Tocqueville and Newman feared what C. S. Lewis would describe, a century after them, as “men without chests.” Admitting that the Oxford education he described in his book was not the ideal moral education, Newman could see that it formed characters that would not be bent or bowed:

but if I must determine which of the two courses was the more successful in training, moulding, enlarging the mind, which sent out men the more fitted for their secular duties, which produced better public men, men of the world, men whose names would descend to posterity, I have no hesitation in giving the preference to that University which did nothing, over that which exacted of its members an acquaintance with every science under the sun. (Idea of a University, VI.9)

The pandemic will end, and yet Covid-19 will remain in some form or other. Much of life will return to normal, except for those seeking the chimera of “zero-covid.”  But what kinds of men and women will we have produced? We can get a good indication from the recent episode of a rude encounter New Yorkers used to take pride in. Frederick Joseph claimed to be on the receiving end of racially charged remarks by a woman on the street. He filmed the latter half of the encounter and put it online with the express intention of getting her fired from her job. It worked, of course, and he was pleased with the result.
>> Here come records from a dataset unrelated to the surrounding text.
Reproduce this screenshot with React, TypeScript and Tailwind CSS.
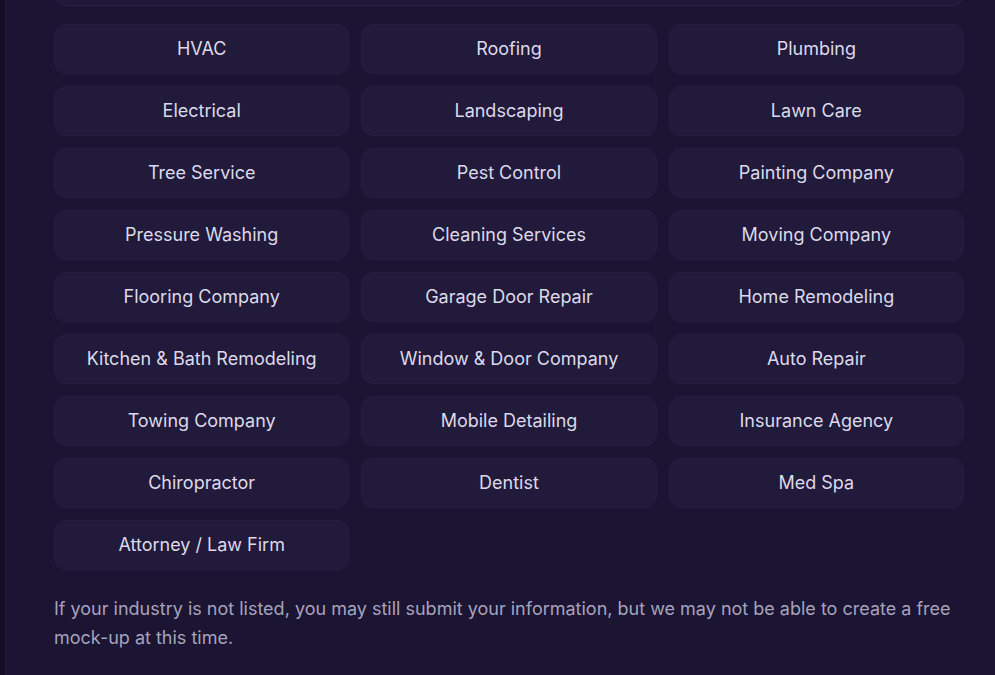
const industries = [
  "HVAC",
  "Roofing",
  "Plumbing",
  "Electrical",
  "Landscaping",
  "Lawn Care",
  "Tree Service",
  "Pest Control",
  "Painting Company",
  "Pressure Washing",
  "Cleaning Services",
  "Moving Company",
  "Flooring Company",
  "Garage Door Repair",
  "Home Remodeling",
  "Kitchen & Bath Remodeling",
  "Window & Door Company",
  "Auto Repair",
  "Towing Company",
  "Mobile Detailing",
  "Insurance Agency",
  "Chiropractor",
  "Dentist",
  "Med Spa",
  "Attorney / Law Firm",
];

export default function App() {
  return (
    <div
      className="flex min-h-[675px] h-[675px] overflow-hidden bg-[#140f26]"
      style={{ fontFamily: "Inter, 'Noto Sans', sans-serif" }}
    >
      <div className="w-[5px] shrink-0" />
      <section className="flex-1 border-l border-[#241c3c] bg-[#1b1432] pl-[48px] pr-[31px]">
        {/* bottom edge of the field above the list */}
        <div className="-mt-[40px] h-[46px] rounded-b-xl border border-[#2b2347] bg-[#201838]" />

        <div className="mt-[18px] grid grid-cols-3 gap-3">
          {industries.map((name) => (
            <button
              key={name}
              type="button"
              className="flex h-[50px] items-center justify-center rounded-xl border border-[#261e40] bg-[#211a3a] pb-[2px] text-[18px] text-[#dcd9ea]"
            >
              {name}
            </button>
          ))}
        </div>

        <p className="mt-[24px] text-[18px] leading-[29px] text-[#a6a3bc]">
          If your industry is not listed, you may still submit your information, but we may not be able to create a
          free mock-up at this time.
        </p>
      </section>
    </div>
  );
}
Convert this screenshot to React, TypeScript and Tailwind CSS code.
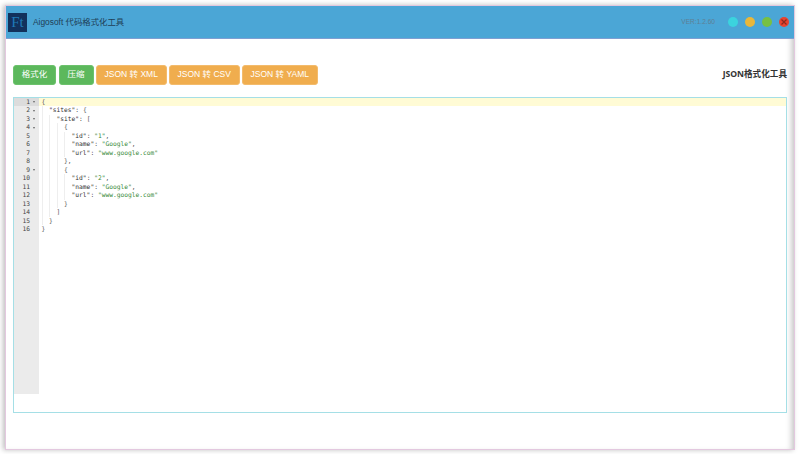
const lines: { indent: number; parts: [string, string][]; fold?: boolean }[] = [
  { indent: 0, parts: [['{', 'p']], fold: true },
  { indent: 1, parts: [['"sites"', 'k'], [': {', 'p']], fold: true },
  { indent: 2, parts: [['"site"', 'k'], [': [', 'p']], fold: true },
  { indent: 3, parts: [['{', 'p']], fold: true },
  { indent: 4, parts: [['"id"', 'k'], [': ', 'p'], ['"1"', 's'], [',', 'p']] },
  { indent: 4, parts: [['"name"', 'k'], [': ', 'p'], ['"Google"', 's'], [',', 'p']] },
  { indent: 4, parts: [['"url"', 'k'], [': ', 'p'], ['"www.google.com"', 's']] },
  { indent: 3, parts: [['},', 'p']] },
  { indent: 3, parts: [['{', 'p']], fold: true },
  { indent: 4, parts: [['"id"', 'k'], [': ', 'p'], ['"2"', 's'], [',', 'p']] },
  { indent: 4, parts: [['"name"', 'k'], [': ', 'p'], ['"Google"', 's'], [',', 'p']] },
  { indent: 4, parts: [['"url"', 'k'], [': ', 'p'], ['"www.google.com"', 's']] },
  { indent: 3, parts: [['}', 'p']] },
  { indent: 2, parts: [[']', 'p']] },
  { indent: 1, parts: [['}', 'p']] },
  { indent: 0, parts: [['}', 'p']] },
]

// Ace-style read-only JSON view
function Editor() {
  return (
    <div className="mx-[7px] mt-[10px] h-[316px] border border-[#a5dfe6] bg-white flex font-['DejaVu_Sans_Mono',monospace] text-[6.25px] leading-[8.47px]">
      <div className="w-[25px] h-[296px] bg-[#ebebeb] shrink-0 text-[#444]">
        {lines.map((l, i) => (
          <div key={i} className={`h-[8.47px] flex justify-end pr-[2px] ${i === 0 ? 'bg-[#dcdcdc]' : ''}`}>
            <span>{i + 1}</span>
            <span className="w-[7px] flex items-center justify-center">
              {l.fold && <span className="block border-x-[1.5px] border-t-[2px] border-x-transparent border-t-[#666]" />}
            </span>
          </div>
        ))}
      </div>
      <div className="flex-1">
        {lines.map((l, i) => (
          <div key={i} className={`h-[8.47px] pl-[2.5px] flex whitespace-pre ${i === 0 ? 'bg-[#fffbd5]' : ''}`}>
            {Array.from({ length: l.indent }).map((_, j) => (
              <span key={j} className="w-[7.52px] h-full border-l border-[#eeeeee] shrink-0" />
            ))}
            {l.parts.map(([t, c], j) => (
              <span
                key={j}
                className={c === 's' ? 'text-[#3a8a3a]' : c === 'k' ? 'text-[#333]' : 'text-[#555]'}
              >
                {t}
              </span>
            ))}
          </div>
        ))}
      </div>
    </div>
  )
}

export default function App() {
  const btn =
    "h-[20px] rounded-[3px] border text-white text-[8.5px] flex items-center justify-center font-['Liberation_Sans','Noto_Sans_CJK_SC',sans-serif]"
  const green = 'bg-[#5cb85c] border-[#6cc26c]'
  const orange = 'bg-[#f0ad4e] border-[#f3bb6c]'

  return (
    <div className="w-[800px] h-[454px] bg-white pt-[5px] pl-[5px] overflow-hidden">
      <div className="w-[790px] h-[445px] bg-white border border-[#e3c8df] shadow-[-2px_0_5px_rgba(0,0,0,0.25),inset_-6px_0_6px_-4px_rgba(0,0,0,0.25)]">
        {/* Title bar */}
        <div className="h-[33px] bg-[#4ba6d6] border-b border-[#7f9fd2] flex items-center pl-[2px] pr-[5px] font-['Liberation_Sans','Noto_Sans_CJK_SC',sans-serif]">
          <div className="w-[19px] h-[19px] bg-[#12315c] text-[#1f7ab8] text-[15px] leading-[19px] text-center font-['Liberation_Serif',serif]">
            Ft
          </div>
          <span className="ml-[6px] text-[8.4px] text-[#1f3f57]">Aigosoft 代码格式化工具</span>
          <span className="ml-auto text-[6.6px] text-[#5f7f95]">VER:1.2.60</span>
          <div className="flex items-center gap-[7px] ml-[13px]">
            <span className="w-[10px] h-[10px] rounded-full bg-[#3bd3de]" />
            <span className="w-[10px] h-[10px] rounded-full bg-[#e9b73a]" />
            <span className="w-[10px] h-[10px] rounded-full bg-[#77c043]" />
            <span className="w-[10px] h-[10px] rounded-full bg-[#e8432f] text-[#8a2a20] flex items-center justify-center">
              <svg width="8" height="8" viewBox="0 0 8 8" stroke="currentColor" strokeWidth="1.2">
                <path d="M1.5 1.5l5 5M6.5 1.5l-5 5" />
              </svg>
            </span>
          </div>
        </div>

        {/* Toolbar */}
        <div className="h-[25px] mt-[23px] px-[7px] flex items-center gap-[2.5px]">
          <button className={`${btn} ${green} w-[43px]`}>格式化</button>
          <button className={`${btn} ${green} w-[35px]`}>压缩</button>
          <button className={`${btn} ${orange} w-[70.5px]`}>JSON 转 XML</button>
          <button className={`${btn} ${orange} w-[70.5px]`}>JSON 转 CSV</button>
          <button className={`${btn} ${orange} w-[75.5px]`}>JSON 转 YAML</button>
          <span className="ml-auto text-[8.6px] font-bold text-[#333] font-['Open_Sans','Noto_Sans_CJK_SC',sans-serif]">
            JSON格式化工具
          </span>
        </div>

        <Editor />
      </div>
    </div>
  )
}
It is assumed, especially after the heroism shown after 9/11, that crises bring out the best in people. They do, if they elicit courage. They don’t, if we respond with its opposite. And in bringing out the worst, this crisis has fallen into the pattern of much of contemporary American society: make the children suffer.

From easy divorce to failing schools, from Instagram’s knowingly deleterious effect on young girls to the Irreversible Damage of “rapid-onset gender dysphoria” (a study suppressed by the same Brown University that has closed all of its dining halls because of 82 asymptomatic test results), American society is quick to allow the children to suffer. That was not the intended meaning of Matthew 19:14.